** Description of the task **
Quote all of the data exactly as given. Skip every picture it contains.

════

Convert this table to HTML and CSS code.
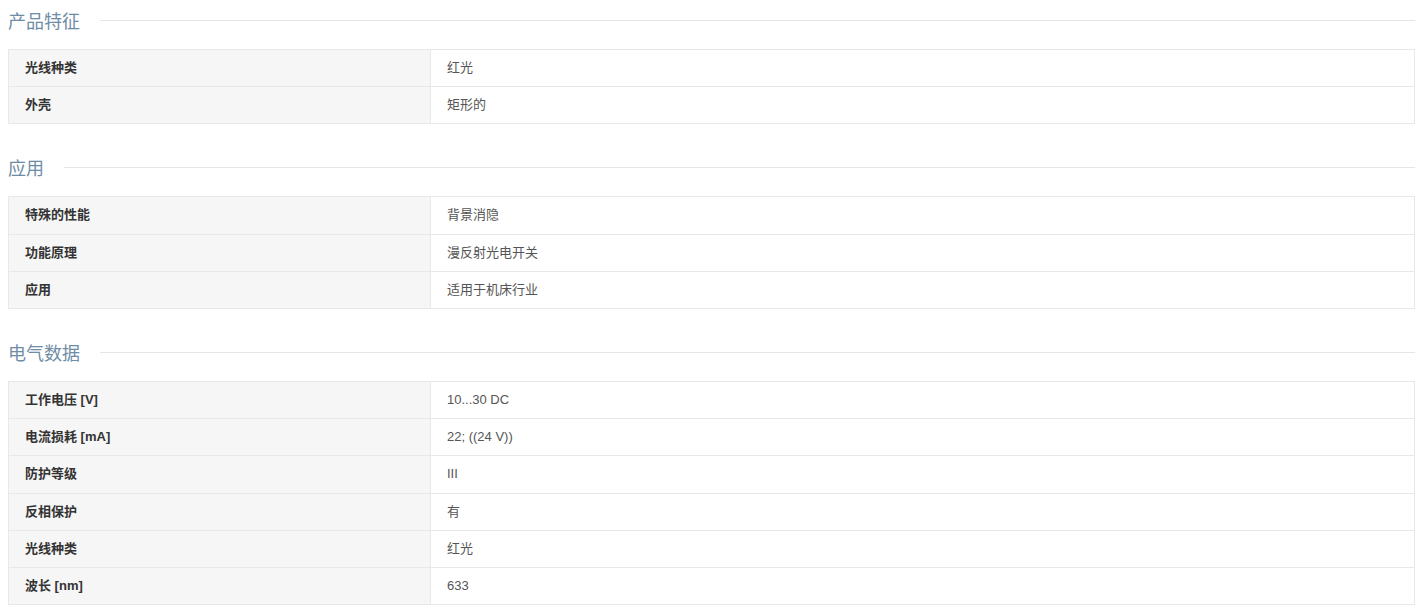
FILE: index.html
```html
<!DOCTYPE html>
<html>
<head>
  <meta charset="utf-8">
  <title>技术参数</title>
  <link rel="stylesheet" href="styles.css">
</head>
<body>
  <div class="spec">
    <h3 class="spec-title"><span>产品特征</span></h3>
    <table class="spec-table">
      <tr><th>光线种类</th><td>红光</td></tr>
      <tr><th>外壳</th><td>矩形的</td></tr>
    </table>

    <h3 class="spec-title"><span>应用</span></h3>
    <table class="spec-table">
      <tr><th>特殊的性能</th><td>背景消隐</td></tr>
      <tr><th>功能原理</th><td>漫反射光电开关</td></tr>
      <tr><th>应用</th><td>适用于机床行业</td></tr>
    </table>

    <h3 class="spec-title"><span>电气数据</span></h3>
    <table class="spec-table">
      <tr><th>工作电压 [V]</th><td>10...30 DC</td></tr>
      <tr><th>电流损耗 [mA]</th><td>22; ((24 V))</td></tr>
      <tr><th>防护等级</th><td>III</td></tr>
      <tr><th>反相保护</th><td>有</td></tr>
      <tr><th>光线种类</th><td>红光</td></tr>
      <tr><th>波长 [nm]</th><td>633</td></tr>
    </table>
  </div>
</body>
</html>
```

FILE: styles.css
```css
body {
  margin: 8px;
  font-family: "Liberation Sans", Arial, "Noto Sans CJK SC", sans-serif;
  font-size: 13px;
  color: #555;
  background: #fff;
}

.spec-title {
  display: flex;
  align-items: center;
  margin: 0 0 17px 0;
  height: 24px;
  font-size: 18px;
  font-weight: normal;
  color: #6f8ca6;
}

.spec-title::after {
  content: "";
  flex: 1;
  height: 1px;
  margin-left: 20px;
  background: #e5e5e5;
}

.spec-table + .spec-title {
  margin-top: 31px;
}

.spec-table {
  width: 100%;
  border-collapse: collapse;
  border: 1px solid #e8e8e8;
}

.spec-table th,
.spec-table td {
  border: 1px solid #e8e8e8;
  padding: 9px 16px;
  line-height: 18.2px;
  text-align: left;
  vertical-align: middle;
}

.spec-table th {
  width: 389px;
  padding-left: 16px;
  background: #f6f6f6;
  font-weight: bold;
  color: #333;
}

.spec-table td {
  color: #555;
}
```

════

** Answer to this problem **
Convert this table to HTML and CSS code.
FILE: index.html
```html
<!DOCTYPE html>
<html>
<head>
  <meta charset="utf-8">
  <title>技术参数</title>
  <link rel="stylesheet" href="styles.css">
</head>
<body>
  <div class="spec">
    <h3 class="spec-title"><span>产品特征</span></h3>
    <table class="spec-table">
      <tr><th>光线种类</th><td>红光</td></tr>
      <tr><th>外壳</th><td>矩形的</td></tr>
    </table>

    <h3 class="spec-title"><span>应用</span></h3>
    <table class="spec-table">
      <tr><th>特殊的性能</th><td>背景消隐</td></tr>
      <tr><th>功能原理</th><td>漫反射光电开关</td></tr>
      <tr><th>应用</th><td>适用于机床行业</td></tr>
    </table>

    <h3 class="spec-title"><span>电气数据</span></h3>
    <table class="spec-table">
      <tr><th>工作电压 [V]</th><td>10...30 DC</td></tr>
      <tr><th>电流损耗 [mA]</th><td>22; ((24 V))</td></tr>
      <tr><th>防护等级</th><td>III</td></tr>
      <tr><th>反相保护</th><td>有</td></tr>
      <tr><th>光线种类</th><td>红光</td></tr>
      <tr><th>波长 [nm]</th><td>633</td></tr>
    </table>
  </div>
</body>
</html>
```

FILE: styles.css
```css
body {
  margin: 8px;
  font-family: "Liberation Sans", Arial, "Noto Sans CJK SC", sans-serif;
  font-size: 13px;
  color: #555;
  background: #fff;
}

.spec-title {
  display: flex;
  align-items: center;
  margin: 0 0 17px 0;
  height: 24px;
  font-size: 18px;
  font-weight: normal;
  color: #6f8ca6;
}

.spec-title::after {
  content: "";
  flex: 1;
  height: 1px;
  margin-left: 20px;
  background: #e5e5e5;
}

.spec-table + .spec-title {
  margin-top: 31px;
}

.spec-table {
  width: 100%;
  border-collapse: collapse;
  border: 1px solid #e8e8e8;
}

.spec-table th,
.spec-table td {
  border: 1px solid #e8e8e8;
  padding: 9px 16px;
  line-height: 18.2px;
  text-align: left;
  vertical-align: middle;
}

.spec-table th {
  width: 389px;
  padding-left: 16px;
  background: #f6f6f6;
  font-weight: bold;
  color: #333;
}

.spec-table td {
  color: #555;
}
```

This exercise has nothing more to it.